Exactly. There aren’t that many of them: certainly there’s no requirement to have Inuktitut/Thai, permitted by the (unreadable) extensible mechanisme. If we need a subtag for Latin/English and Nahuatl/Spanish, then we can have one.
> Sooner rather than later a well-meaning dictionary publisher will use it to tag his product, thereby (ab)using the mechanism for things it was not intended for.
> What happens here is that we expect that publisher - or any given tagger - to study the intended meaning of our extension in depth, and then make a judgment whether his mixed language text meets the criteria for defining an "hybrid" that we had in mind when we designed a mechanism for tagging them.
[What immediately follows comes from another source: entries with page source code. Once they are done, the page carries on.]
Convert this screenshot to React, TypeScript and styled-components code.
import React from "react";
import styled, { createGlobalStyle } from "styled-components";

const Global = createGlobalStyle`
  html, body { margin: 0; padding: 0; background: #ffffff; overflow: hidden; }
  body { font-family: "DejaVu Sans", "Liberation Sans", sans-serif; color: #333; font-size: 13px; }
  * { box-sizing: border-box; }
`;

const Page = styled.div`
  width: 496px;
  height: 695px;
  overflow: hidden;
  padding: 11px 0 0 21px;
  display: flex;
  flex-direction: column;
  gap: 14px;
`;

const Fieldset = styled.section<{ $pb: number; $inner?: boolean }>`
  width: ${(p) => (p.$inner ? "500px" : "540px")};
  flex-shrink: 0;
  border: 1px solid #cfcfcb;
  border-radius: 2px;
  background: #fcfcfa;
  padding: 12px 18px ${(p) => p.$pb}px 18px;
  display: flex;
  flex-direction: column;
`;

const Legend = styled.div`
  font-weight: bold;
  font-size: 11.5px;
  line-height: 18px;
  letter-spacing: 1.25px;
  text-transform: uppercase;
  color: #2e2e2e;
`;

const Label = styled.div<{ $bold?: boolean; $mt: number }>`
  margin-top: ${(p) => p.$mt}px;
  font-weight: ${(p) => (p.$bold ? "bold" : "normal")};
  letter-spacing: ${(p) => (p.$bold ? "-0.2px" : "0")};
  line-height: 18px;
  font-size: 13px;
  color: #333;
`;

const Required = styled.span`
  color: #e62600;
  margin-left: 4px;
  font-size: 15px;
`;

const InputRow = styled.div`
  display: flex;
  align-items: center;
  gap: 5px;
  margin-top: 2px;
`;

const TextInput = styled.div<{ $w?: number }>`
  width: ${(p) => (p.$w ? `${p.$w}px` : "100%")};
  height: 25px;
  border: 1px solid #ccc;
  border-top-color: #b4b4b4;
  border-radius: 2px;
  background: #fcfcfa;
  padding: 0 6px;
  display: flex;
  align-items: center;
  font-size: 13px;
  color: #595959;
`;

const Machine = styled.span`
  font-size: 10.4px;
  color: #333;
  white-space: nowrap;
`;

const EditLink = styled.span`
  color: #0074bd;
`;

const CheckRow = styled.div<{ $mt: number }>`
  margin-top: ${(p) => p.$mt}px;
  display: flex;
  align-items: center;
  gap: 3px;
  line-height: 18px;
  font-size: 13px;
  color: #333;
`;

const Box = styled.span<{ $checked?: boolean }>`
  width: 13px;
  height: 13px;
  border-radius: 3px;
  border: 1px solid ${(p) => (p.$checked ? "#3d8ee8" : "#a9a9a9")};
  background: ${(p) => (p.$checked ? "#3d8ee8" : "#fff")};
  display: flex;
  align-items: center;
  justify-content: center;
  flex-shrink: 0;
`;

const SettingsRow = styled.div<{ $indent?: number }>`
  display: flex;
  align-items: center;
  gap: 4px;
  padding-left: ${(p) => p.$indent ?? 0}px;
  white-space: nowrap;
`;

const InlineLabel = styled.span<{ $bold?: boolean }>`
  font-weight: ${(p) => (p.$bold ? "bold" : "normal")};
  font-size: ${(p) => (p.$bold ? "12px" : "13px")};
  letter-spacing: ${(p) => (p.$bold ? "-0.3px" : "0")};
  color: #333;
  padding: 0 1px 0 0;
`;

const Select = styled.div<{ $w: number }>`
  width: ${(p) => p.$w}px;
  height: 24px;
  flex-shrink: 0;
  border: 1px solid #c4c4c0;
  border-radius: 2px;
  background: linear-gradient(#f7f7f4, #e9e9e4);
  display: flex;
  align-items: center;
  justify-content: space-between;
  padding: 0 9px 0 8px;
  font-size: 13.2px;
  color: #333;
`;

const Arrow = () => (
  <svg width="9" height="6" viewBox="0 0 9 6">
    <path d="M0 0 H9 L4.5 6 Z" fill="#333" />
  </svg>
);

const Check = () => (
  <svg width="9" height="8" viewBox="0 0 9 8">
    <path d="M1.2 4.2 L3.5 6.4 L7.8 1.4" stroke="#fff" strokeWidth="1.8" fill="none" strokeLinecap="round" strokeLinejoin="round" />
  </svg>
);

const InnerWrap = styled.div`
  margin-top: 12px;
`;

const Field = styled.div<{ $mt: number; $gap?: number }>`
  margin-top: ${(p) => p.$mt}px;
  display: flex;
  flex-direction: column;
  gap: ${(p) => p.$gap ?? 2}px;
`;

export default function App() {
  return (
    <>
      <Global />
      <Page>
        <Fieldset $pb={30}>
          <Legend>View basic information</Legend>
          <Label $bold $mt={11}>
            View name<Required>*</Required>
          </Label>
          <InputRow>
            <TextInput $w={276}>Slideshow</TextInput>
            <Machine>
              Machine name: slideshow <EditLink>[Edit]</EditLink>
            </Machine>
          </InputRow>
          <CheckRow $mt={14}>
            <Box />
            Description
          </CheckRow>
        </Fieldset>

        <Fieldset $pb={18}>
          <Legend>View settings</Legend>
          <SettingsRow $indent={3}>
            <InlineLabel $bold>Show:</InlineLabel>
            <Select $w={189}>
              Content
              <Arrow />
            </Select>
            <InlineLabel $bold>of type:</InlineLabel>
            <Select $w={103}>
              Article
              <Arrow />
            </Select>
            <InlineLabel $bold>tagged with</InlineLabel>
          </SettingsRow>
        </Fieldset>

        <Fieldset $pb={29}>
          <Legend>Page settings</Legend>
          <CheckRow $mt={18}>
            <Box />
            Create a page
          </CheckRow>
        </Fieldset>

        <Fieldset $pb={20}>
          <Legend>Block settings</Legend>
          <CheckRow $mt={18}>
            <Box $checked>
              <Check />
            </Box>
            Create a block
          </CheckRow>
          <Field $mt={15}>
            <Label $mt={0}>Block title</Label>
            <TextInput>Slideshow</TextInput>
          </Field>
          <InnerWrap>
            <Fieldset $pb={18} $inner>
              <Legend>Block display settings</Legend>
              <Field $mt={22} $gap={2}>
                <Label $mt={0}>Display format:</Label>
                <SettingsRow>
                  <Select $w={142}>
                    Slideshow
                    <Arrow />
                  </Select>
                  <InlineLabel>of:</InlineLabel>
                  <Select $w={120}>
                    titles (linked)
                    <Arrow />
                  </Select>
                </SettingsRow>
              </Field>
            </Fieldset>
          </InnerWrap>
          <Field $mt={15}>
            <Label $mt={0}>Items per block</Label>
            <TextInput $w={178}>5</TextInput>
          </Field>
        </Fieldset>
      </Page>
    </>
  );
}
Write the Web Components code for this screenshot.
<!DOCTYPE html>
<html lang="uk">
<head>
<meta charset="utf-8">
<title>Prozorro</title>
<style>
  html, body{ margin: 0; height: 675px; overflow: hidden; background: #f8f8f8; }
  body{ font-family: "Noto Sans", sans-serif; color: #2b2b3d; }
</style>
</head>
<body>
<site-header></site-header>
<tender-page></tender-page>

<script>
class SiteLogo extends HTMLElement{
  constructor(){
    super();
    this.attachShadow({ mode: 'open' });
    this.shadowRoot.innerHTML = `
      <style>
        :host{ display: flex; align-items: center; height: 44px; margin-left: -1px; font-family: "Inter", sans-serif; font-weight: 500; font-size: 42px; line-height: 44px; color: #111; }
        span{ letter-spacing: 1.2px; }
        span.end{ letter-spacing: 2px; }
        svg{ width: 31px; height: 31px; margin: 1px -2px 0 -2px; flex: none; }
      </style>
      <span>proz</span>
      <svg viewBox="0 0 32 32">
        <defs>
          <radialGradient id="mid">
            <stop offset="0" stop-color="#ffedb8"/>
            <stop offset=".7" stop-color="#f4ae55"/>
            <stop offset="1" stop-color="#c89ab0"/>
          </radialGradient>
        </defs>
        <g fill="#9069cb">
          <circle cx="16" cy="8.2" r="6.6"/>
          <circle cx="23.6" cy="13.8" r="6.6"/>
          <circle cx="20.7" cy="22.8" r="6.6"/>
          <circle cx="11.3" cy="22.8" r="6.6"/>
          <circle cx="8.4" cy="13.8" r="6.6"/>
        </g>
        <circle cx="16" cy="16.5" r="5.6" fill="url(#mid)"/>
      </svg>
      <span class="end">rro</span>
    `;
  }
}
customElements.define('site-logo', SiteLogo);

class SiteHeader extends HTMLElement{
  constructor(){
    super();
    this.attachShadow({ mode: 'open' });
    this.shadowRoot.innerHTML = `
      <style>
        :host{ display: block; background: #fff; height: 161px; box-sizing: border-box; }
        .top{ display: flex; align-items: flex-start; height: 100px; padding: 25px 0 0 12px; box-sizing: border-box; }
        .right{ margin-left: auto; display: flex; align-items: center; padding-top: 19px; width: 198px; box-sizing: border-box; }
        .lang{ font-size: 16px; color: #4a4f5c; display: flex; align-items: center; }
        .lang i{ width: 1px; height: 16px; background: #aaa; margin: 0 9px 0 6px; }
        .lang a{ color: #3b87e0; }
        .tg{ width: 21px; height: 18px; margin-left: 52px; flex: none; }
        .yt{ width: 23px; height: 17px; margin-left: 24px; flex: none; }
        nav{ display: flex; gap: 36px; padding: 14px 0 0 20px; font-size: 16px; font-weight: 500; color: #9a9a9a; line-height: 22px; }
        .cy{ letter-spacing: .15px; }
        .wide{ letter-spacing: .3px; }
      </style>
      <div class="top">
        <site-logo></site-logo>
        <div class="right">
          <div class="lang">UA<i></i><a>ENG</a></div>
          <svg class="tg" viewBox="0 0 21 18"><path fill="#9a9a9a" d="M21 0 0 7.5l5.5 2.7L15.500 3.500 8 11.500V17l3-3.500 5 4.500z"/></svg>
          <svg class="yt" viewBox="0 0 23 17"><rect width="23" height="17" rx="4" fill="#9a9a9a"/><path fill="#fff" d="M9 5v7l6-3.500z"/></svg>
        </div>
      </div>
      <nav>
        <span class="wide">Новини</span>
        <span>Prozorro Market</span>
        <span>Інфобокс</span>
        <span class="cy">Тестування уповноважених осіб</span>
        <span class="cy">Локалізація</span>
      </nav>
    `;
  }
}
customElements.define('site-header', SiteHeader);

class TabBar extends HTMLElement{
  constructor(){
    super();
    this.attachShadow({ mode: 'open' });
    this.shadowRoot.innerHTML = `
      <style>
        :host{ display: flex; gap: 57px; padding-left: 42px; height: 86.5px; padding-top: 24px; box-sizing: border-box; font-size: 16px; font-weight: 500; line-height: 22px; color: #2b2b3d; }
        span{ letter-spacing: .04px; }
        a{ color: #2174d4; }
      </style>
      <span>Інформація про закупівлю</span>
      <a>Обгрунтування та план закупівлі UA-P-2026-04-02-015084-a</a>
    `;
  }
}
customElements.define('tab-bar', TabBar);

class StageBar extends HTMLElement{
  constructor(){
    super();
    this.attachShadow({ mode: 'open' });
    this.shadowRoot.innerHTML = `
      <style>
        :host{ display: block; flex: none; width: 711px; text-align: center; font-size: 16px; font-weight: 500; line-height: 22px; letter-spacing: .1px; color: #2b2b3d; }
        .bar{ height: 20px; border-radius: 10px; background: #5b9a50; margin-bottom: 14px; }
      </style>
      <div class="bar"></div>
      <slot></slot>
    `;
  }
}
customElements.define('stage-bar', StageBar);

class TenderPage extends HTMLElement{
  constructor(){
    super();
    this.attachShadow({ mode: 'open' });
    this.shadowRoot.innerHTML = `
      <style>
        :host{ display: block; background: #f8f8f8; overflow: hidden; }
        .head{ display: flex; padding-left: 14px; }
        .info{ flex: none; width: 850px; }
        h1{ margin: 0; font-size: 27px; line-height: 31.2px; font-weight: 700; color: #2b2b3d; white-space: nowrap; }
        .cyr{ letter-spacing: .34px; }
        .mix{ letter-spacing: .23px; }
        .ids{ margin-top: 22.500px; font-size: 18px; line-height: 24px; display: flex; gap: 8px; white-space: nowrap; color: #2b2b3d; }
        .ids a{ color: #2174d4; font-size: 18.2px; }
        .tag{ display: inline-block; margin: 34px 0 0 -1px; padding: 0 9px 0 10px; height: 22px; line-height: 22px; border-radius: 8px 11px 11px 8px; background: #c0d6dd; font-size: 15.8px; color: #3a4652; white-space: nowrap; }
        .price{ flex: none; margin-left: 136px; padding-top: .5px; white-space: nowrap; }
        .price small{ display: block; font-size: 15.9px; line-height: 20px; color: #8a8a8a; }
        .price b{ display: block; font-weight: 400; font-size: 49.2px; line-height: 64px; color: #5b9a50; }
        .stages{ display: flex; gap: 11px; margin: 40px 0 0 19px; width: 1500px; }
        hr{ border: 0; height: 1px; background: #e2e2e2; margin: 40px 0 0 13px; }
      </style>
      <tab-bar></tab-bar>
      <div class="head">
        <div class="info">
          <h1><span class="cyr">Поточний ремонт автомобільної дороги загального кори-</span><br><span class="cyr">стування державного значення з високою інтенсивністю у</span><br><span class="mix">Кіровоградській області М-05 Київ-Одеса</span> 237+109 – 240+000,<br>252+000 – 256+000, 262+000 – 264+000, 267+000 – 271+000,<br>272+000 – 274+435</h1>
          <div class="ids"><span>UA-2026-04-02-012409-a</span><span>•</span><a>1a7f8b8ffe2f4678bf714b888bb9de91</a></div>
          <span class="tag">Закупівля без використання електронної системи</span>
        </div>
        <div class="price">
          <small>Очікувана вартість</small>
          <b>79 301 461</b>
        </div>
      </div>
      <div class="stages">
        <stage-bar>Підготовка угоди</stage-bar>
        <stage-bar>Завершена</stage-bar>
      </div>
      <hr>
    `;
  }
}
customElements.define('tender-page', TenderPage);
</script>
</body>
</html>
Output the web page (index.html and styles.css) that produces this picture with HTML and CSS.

> I think that is expecting too much, and that therefore he should not be left alone to make that judgment. This kind of judgments, which require intimate knowledge of the various RFC's as well as linguistic considerations, is precisely what this list was supposed to make.
> Michael has demonstrated on this list that Spanglish is indeed sufficiently "special" to tell a Spanglish text apart from any other mixture of English and Spanish words. Once we are there, we may then as well assign a regular subtag for it.
> Extensible mechanisms are fine when no such judgment is involved, as is the case with the script subtag. It would be hard to make mistakes here, and therefore it is appropriate that a separate registration of - say - "ru-Latn" is not needed.
> However, hybrid languages are a totally different animal, and I think separate registration for each of them - and the oversight of this list that comes with it - is really needed to avoid tags spinning out of control.
> The number of hybrid languages like Spanglish may be very large,
It is A LOT smaller than the number of combinations that could be generated under an extensible mechanism.
> but that is a poor excuse to delegate our responsibility to the tagger. We should be perfectly capable to handle them one by one, as they come our way.